Er hat klargemacht, dass ihm alle internationalen Verträge und Vereinbarungen nichts gelten, wenn sie seinen Intentionen widersprechen. Und er hat sich nicht einmal gewunden dabei. Er hat nicht versucht, sein Ansinnen, die europäische Nachkriegsordnung einzureissen, in diplomatische Zuckerwatte zu verpacken.

Wer Ohren hat, zu hören, wer Augen hat, zu lesen, wusste, was Sache ist.

Bemerkenswert ist nur, mit welcher Konsequenz quer durch Europa und auch die USA, diese Offenheit ausgeblendet wurde.

Jetzt fallen Bomben auf Kiew, Odessa, Charkiw, Kramatorsk, Mariupol und selbst auf Lwiw/Lwow/Lemberg, werden Ziele im ganzen Land mit Raketen beschossen, dringen russische – und belarussische – Verbände in die Ukraine ein.

Die Invasion ist der Beginn. Es ist eine Machtdemonstration, die sich an alle europäischen Staaten richtet: Wer sich nicht beugt, hat mit Konsequenzen zu rechnen. Auch darin ist Putin schonungslos offen.

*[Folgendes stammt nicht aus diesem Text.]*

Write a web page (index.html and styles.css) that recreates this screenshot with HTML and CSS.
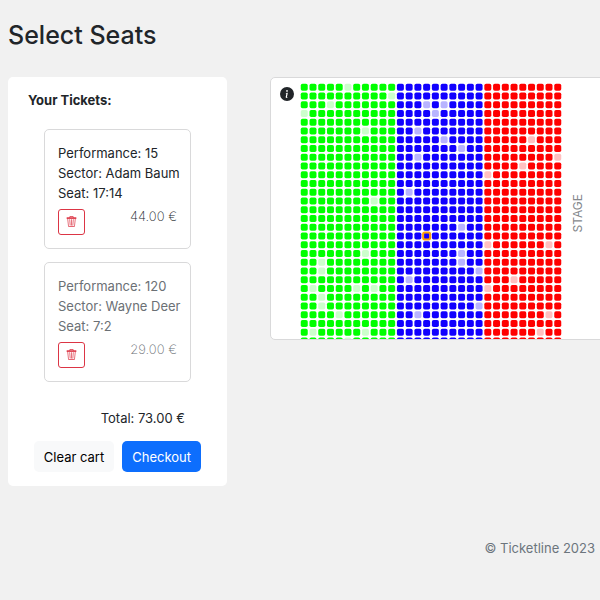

Polen, Estland, Lettland und Litauen aber auch Finnland und Schweden haben diese Botschaft wesentlich früher verstanden (Polen und seine baltischen Nachbarn vor Jahren schon). Heute muss diese Botschaft auch in allen anderen Ländern der Union – und darüber hinaus – verstanden werden. Mit Putins Russland sind Vereinbarungen das Papier, auf dem sie geschrieben sind, nicht wert. Wer sich noch in der Illusion wiegt, man könne mit einem Aggressor ein gedeihliches Auskommen finden, braucht lediglich auf die Ukraine zu blicken. Das ist, was Putin für den Rest Europas bereithält.

Er ist darin ganz offen.

Europa muss es auch sein. Die Zeit der Zwei- und Mehrdeutigkeiten ist in den frühen Morgenstunden des 24. Februar 2022 von den russischen Invasoren ausgelöscht worden. (fksk, 24.02.22)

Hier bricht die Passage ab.